In Payton v. Kale Realty, LLC, plaintiff Payton filed an amended complaint, asserting that defendant Kale used newly added defendant Voiceshot’s services to send unsolicited advertisements to potential customers’ cell phones.  Voiceshot provides web-based cloud telecommunication services by which users can send mass text messages for a fee.  Voiceshot is a Delaware company with its principal place of business in Michigan, with servers located in California and Texas.  Voiceshot moved to dismiss, claiming that it lacked sufficient contacts with the forum for the court to exercise personal jurisdiction over it.

The United States District Court for the Northern District of Illinois determined that it has specific jurisdiction over Voiceshot under the Illinois long-arm statute because Voiceshot:  (1) contracted with an Illinois corporation; and (2) sent text messages into Illinois that allegedly violated the TCPA.  The Court found this conduct was sufficient to demonstrate that Voiceshot purposely availed itself of the benefits of doing business in Illinois.  The court also opined that the fact that Voiceshot’s servers are not in Illinois is irrelevant, since Voiceshot “reached inside the state” to contact the plaintiff by performing services for defendant Kale.
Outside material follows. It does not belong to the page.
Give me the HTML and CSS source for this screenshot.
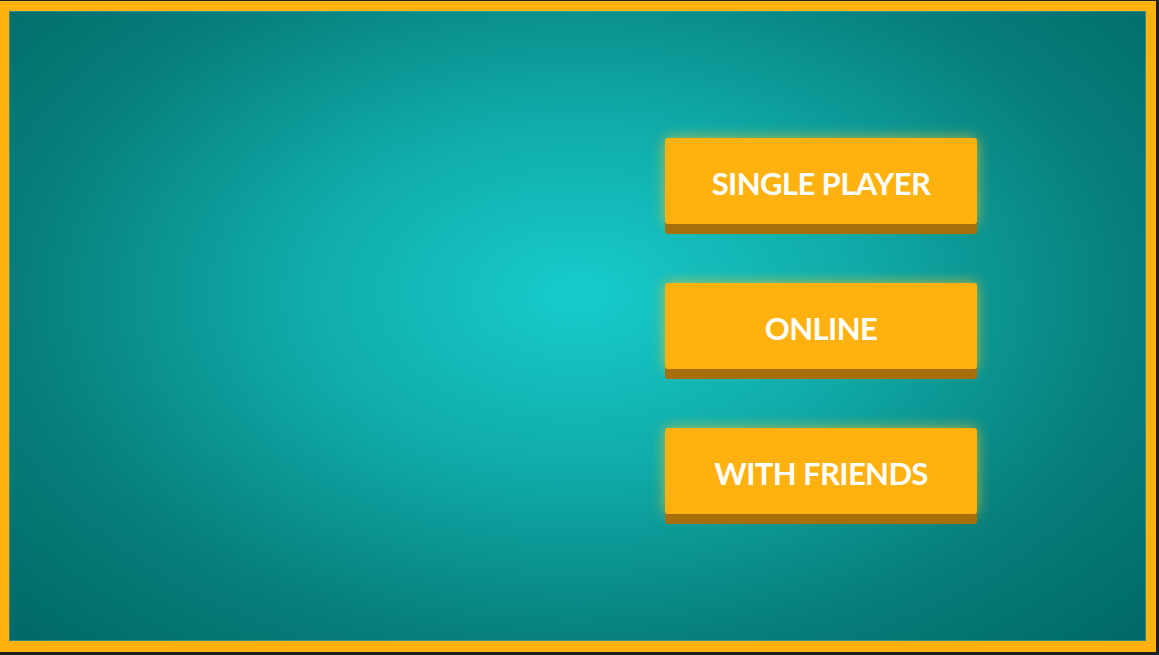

Payton is a potentially important decision for TCPA defendants.  It is likely that more plaintiffs will begin “forum shopping” to TCPA-friendly jurisdictions such as Illinois, where it may be easier for plaintiffs to certify or settle TCPA classes.  Payton demonstrates that, even if a defendant is not located within a particular forum, it may become subject to personal jurisdiction based on contacts with the forum.  In addition, it shows that service providers who send messages or solicitations on behalf of another entity may be subject to the TCPA.